#### Supplied material
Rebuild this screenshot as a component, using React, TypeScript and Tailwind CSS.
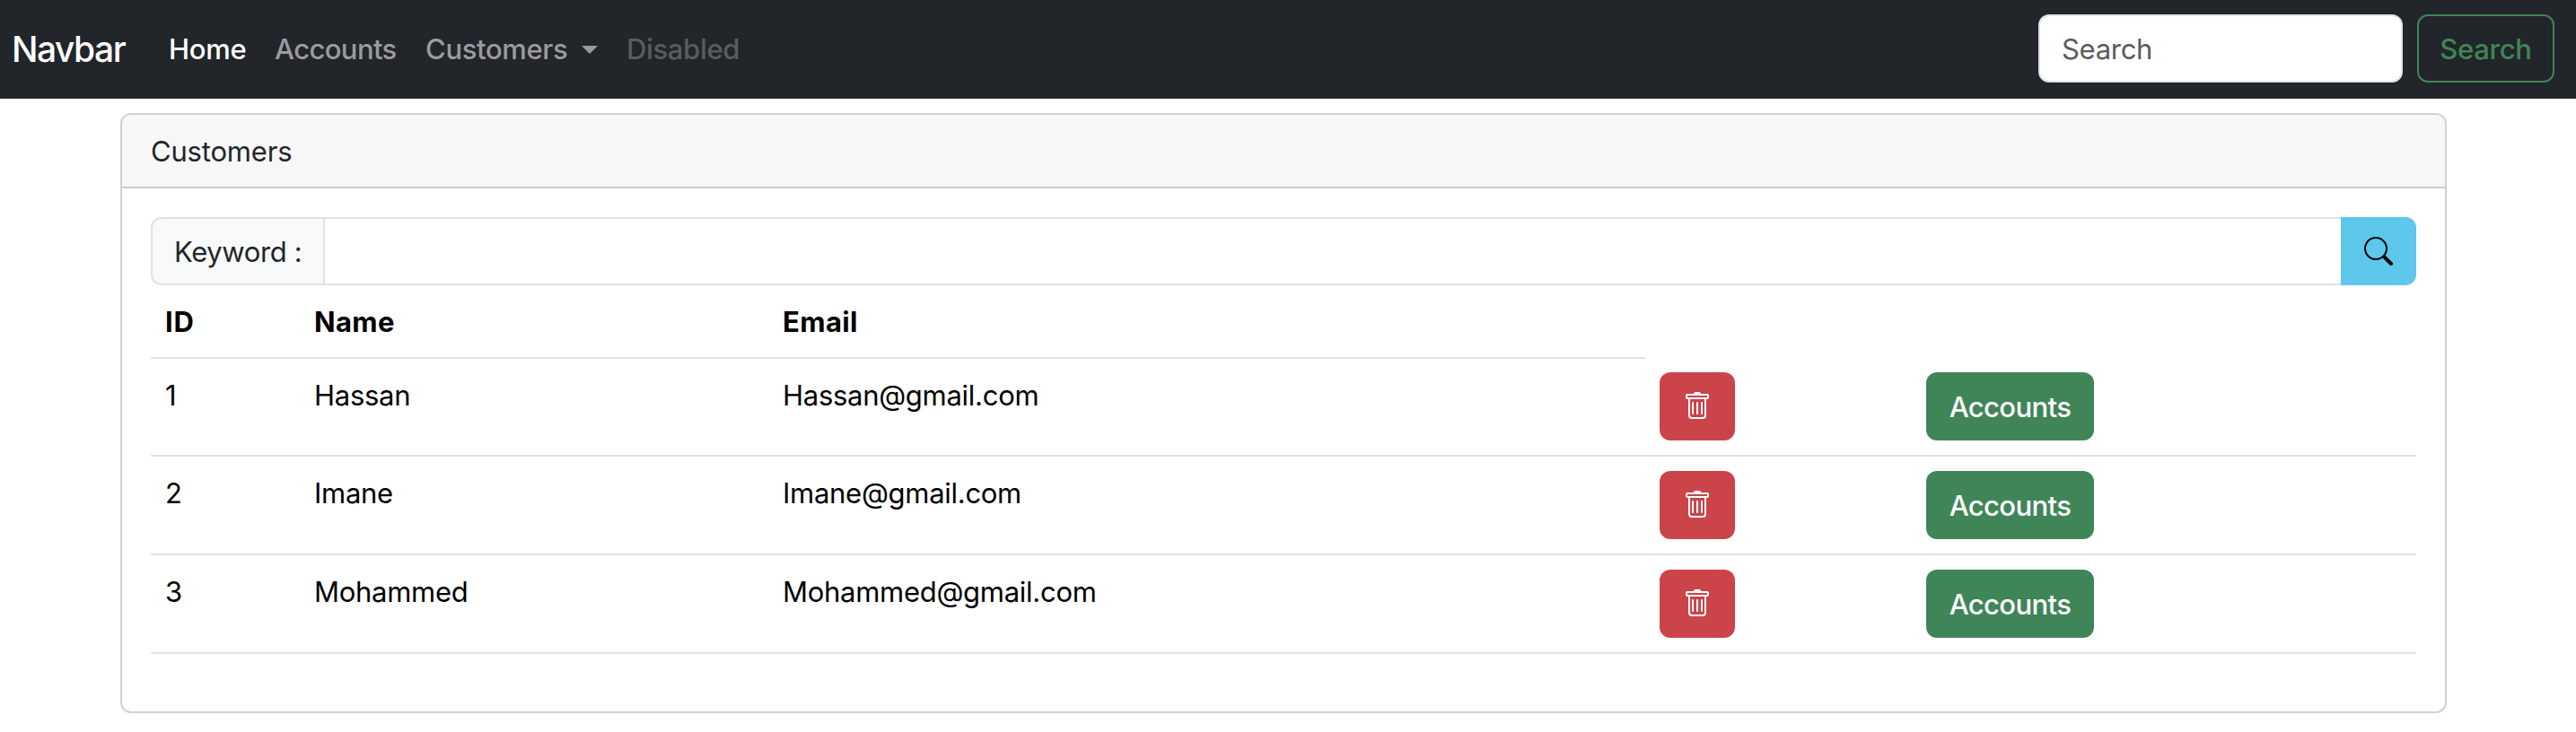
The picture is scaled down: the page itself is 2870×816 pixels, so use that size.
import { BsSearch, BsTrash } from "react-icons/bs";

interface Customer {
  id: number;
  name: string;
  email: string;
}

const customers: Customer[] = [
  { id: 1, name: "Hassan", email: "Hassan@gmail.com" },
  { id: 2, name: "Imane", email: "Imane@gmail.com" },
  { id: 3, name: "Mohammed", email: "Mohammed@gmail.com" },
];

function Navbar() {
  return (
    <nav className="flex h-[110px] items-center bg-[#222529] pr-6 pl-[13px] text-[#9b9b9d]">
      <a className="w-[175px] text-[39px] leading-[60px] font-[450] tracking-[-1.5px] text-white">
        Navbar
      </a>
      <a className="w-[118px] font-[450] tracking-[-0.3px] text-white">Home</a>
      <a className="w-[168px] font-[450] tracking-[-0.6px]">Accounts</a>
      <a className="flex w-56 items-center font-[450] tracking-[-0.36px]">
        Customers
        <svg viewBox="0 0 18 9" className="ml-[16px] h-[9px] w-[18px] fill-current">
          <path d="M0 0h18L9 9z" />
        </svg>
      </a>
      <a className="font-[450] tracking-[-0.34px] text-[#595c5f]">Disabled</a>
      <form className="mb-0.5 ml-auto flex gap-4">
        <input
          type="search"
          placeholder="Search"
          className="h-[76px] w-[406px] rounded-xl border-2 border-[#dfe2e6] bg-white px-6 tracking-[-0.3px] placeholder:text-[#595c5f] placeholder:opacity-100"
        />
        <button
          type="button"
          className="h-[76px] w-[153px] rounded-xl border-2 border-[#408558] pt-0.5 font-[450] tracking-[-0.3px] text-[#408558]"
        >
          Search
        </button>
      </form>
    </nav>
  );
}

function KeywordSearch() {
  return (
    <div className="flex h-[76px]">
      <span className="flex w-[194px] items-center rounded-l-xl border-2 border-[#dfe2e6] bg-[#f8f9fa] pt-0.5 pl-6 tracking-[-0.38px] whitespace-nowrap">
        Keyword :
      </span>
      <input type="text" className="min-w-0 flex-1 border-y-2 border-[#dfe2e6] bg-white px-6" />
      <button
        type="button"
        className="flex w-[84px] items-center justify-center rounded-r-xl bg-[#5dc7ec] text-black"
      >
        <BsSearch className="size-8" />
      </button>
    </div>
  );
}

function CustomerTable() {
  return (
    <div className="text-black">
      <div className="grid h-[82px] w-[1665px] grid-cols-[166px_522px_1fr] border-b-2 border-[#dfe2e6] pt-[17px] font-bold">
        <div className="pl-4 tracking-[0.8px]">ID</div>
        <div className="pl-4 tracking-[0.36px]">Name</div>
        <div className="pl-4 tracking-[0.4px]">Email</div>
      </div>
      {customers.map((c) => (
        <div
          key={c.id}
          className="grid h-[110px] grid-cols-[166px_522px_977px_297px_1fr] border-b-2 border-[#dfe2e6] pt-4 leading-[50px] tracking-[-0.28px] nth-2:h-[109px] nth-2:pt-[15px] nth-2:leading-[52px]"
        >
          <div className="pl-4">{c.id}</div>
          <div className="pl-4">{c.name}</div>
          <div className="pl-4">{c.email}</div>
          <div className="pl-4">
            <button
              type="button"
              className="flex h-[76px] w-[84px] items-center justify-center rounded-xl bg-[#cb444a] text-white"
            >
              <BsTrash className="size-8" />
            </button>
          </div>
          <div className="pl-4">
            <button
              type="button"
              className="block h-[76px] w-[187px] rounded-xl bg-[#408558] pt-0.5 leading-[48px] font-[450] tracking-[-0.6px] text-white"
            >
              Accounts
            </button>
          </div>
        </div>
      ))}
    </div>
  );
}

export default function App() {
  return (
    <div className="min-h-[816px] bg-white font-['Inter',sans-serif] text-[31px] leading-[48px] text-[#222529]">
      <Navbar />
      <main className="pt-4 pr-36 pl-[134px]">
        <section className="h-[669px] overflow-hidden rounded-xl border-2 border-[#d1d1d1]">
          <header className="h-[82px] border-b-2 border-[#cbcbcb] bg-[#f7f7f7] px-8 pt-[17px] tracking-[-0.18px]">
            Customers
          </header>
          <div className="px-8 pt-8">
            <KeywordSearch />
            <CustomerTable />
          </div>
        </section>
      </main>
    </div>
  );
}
########
=== What you need to do ===
Extract, from the listing above, every line where the string "size" occurs.

=== Answer below ===
The picture is scaled down: the page itself is 2870×816 pixels, so use that size.
        <BsSearch className="size-8" />
              <BsTrash className="size-8" />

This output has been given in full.